**Information supplied**

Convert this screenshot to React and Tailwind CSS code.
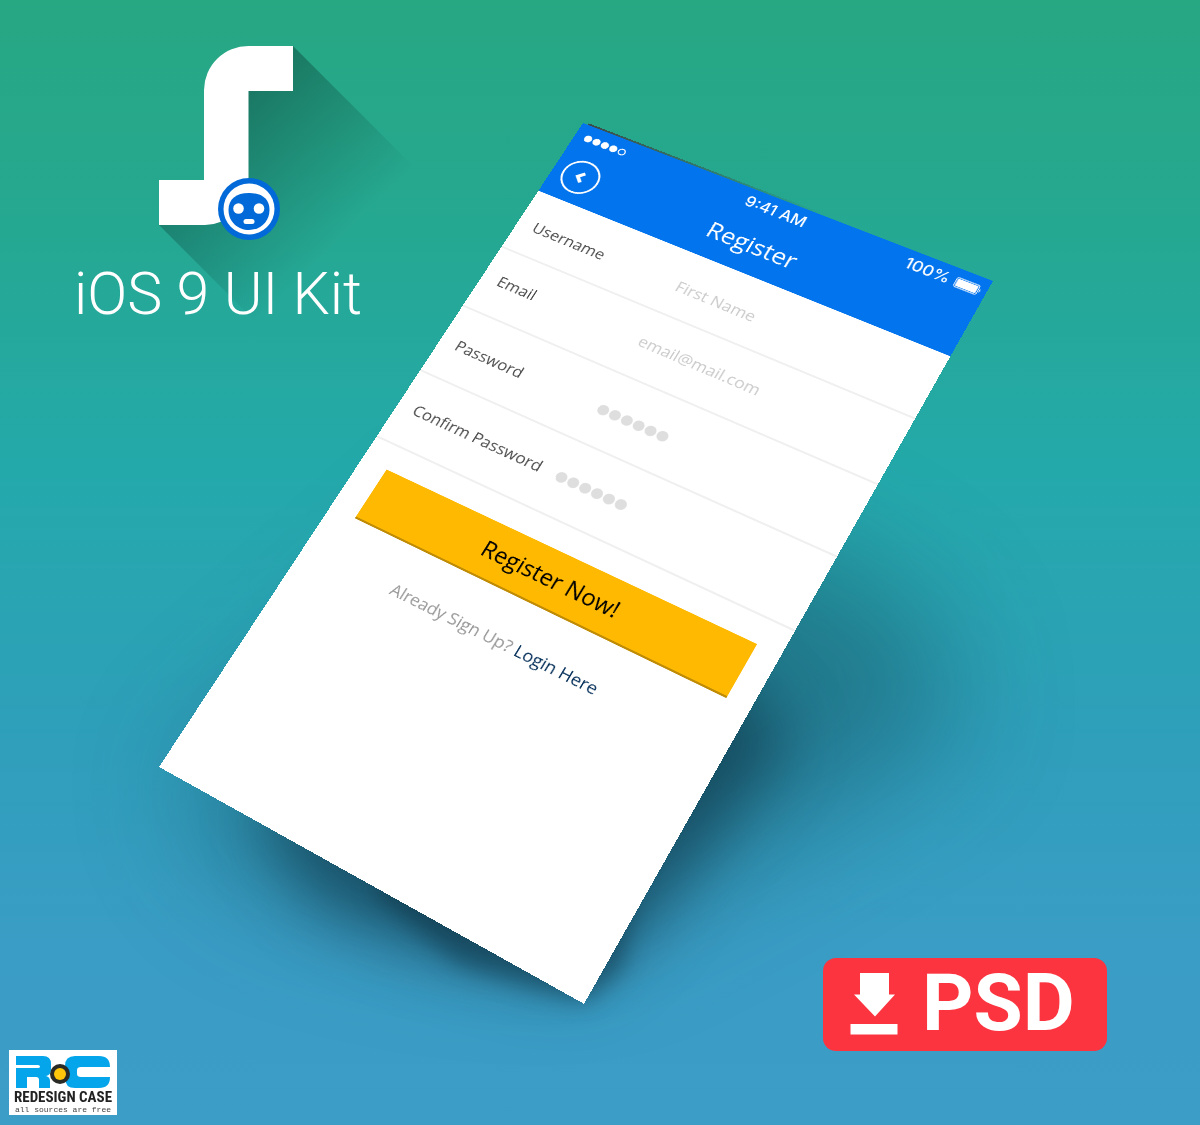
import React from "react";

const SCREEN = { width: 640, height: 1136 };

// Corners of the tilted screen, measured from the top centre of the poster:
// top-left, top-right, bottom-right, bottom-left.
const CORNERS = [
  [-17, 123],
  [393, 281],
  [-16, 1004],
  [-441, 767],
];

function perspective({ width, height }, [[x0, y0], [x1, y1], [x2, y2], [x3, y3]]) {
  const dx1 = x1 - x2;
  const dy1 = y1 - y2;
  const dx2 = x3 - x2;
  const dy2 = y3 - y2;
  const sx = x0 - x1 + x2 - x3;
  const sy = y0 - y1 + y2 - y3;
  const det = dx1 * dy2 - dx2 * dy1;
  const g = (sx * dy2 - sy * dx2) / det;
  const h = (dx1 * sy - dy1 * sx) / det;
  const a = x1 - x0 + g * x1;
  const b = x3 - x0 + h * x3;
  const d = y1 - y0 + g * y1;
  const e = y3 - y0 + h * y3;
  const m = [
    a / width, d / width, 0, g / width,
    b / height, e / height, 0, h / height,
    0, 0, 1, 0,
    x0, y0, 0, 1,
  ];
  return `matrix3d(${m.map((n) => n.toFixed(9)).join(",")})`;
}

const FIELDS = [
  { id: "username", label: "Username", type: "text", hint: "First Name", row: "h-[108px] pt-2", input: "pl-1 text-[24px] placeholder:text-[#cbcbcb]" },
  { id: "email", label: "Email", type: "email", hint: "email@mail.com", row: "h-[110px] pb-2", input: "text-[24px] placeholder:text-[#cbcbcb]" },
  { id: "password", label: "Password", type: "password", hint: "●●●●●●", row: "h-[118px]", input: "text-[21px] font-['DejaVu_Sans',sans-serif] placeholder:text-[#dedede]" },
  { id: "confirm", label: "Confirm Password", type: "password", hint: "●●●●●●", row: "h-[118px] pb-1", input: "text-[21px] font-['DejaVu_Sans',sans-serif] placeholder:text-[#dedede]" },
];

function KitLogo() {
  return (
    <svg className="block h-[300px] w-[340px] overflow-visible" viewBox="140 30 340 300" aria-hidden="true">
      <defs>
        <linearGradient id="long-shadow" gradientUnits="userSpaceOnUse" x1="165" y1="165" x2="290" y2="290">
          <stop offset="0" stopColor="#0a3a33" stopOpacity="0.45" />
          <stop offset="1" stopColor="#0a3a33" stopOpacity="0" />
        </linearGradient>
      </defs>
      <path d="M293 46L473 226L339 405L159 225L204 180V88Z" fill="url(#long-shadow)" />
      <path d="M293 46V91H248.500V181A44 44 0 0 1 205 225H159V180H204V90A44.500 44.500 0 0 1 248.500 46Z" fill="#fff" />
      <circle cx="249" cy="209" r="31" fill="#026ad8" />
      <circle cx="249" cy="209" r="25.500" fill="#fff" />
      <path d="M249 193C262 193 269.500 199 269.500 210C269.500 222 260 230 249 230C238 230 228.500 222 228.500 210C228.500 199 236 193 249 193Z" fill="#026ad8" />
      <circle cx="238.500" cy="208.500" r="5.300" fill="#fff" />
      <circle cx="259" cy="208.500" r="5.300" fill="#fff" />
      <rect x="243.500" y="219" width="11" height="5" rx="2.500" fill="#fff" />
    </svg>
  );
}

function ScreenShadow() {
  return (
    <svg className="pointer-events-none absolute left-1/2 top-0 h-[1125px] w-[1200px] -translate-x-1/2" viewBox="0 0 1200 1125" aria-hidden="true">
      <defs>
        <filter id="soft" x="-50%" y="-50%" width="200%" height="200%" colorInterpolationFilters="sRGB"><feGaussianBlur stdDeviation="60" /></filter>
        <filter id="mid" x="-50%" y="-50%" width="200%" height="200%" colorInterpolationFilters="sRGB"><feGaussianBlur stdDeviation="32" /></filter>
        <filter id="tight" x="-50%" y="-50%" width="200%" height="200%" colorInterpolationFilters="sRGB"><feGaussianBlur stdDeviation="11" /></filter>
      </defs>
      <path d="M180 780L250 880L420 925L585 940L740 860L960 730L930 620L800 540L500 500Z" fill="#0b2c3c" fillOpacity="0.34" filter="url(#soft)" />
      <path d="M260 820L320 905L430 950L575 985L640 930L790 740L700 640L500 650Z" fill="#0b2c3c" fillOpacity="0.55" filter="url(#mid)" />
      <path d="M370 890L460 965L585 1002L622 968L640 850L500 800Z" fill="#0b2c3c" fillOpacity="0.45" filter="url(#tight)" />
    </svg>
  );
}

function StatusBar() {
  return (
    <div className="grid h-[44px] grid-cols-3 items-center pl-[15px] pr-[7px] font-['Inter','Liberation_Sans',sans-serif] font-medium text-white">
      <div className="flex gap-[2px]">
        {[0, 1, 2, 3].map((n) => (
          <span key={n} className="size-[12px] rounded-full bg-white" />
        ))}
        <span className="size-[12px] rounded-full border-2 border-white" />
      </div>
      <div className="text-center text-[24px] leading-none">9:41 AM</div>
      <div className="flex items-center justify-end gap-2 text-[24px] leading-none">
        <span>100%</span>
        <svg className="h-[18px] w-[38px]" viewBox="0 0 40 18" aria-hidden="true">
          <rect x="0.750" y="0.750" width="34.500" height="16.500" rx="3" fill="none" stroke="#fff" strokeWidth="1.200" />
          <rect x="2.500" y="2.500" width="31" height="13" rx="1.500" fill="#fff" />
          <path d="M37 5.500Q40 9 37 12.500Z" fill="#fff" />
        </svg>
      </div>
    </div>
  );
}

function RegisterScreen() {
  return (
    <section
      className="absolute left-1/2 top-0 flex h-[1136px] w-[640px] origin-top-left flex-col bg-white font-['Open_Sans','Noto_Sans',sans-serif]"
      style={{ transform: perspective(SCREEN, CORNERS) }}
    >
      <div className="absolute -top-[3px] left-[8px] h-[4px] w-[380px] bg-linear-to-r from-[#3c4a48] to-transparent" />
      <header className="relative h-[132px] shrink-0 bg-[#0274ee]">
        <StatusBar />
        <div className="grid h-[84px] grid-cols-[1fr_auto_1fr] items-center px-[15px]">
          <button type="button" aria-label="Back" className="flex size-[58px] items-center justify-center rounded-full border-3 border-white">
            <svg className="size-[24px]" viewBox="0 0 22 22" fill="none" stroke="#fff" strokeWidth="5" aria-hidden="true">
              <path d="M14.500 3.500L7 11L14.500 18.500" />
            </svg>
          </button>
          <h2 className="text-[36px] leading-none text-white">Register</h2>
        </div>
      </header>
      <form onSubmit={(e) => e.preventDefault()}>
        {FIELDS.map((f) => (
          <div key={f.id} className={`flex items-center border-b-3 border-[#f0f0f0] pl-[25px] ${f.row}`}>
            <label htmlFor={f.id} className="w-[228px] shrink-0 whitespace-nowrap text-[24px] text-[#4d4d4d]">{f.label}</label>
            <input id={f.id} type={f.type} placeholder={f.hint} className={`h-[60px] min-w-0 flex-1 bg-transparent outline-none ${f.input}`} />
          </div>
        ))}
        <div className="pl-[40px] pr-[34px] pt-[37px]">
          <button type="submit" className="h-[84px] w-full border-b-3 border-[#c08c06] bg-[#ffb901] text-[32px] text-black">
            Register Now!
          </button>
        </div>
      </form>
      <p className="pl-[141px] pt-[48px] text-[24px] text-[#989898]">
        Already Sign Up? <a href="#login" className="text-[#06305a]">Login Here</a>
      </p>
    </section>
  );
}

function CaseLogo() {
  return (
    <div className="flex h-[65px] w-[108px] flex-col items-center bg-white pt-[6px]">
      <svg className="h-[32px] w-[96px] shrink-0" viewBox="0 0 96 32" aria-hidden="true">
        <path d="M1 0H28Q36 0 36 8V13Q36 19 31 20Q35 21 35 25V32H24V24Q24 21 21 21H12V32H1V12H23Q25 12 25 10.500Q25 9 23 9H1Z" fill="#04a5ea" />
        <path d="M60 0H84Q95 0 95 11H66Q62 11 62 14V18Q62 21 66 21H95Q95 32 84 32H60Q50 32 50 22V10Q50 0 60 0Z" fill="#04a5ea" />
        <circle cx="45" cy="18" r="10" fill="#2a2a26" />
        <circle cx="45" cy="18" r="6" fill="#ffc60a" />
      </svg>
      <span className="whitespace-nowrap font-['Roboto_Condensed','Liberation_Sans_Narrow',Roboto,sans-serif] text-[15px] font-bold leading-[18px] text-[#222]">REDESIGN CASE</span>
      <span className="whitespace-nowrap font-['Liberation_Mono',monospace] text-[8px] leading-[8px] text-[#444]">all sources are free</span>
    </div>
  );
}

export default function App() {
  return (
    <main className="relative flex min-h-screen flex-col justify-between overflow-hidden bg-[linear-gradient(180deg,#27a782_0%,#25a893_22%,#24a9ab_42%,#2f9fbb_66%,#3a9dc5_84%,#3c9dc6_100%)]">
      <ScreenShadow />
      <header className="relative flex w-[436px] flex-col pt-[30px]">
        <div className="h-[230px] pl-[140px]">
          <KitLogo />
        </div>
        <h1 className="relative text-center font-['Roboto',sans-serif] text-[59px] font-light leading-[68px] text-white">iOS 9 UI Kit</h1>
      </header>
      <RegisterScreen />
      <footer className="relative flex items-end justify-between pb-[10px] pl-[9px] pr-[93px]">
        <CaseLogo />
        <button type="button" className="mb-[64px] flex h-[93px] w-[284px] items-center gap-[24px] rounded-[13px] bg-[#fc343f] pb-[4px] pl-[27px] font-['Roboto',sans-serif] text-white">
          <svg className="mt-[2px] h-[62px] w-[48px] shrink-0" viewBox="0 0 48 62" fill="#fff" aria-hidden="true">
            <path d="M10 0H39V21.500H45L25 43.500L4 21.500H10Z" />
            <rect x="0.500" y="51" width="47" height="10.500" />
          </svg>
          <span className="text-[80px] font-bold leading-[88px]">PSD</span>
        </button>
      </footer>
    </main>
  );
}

**Instructions for the task**
Check each line above for "React" and return the ones that have it.

**Answer to this exercise**
Convert this screenshot to React and Tailwind CSS code.
import React from "react";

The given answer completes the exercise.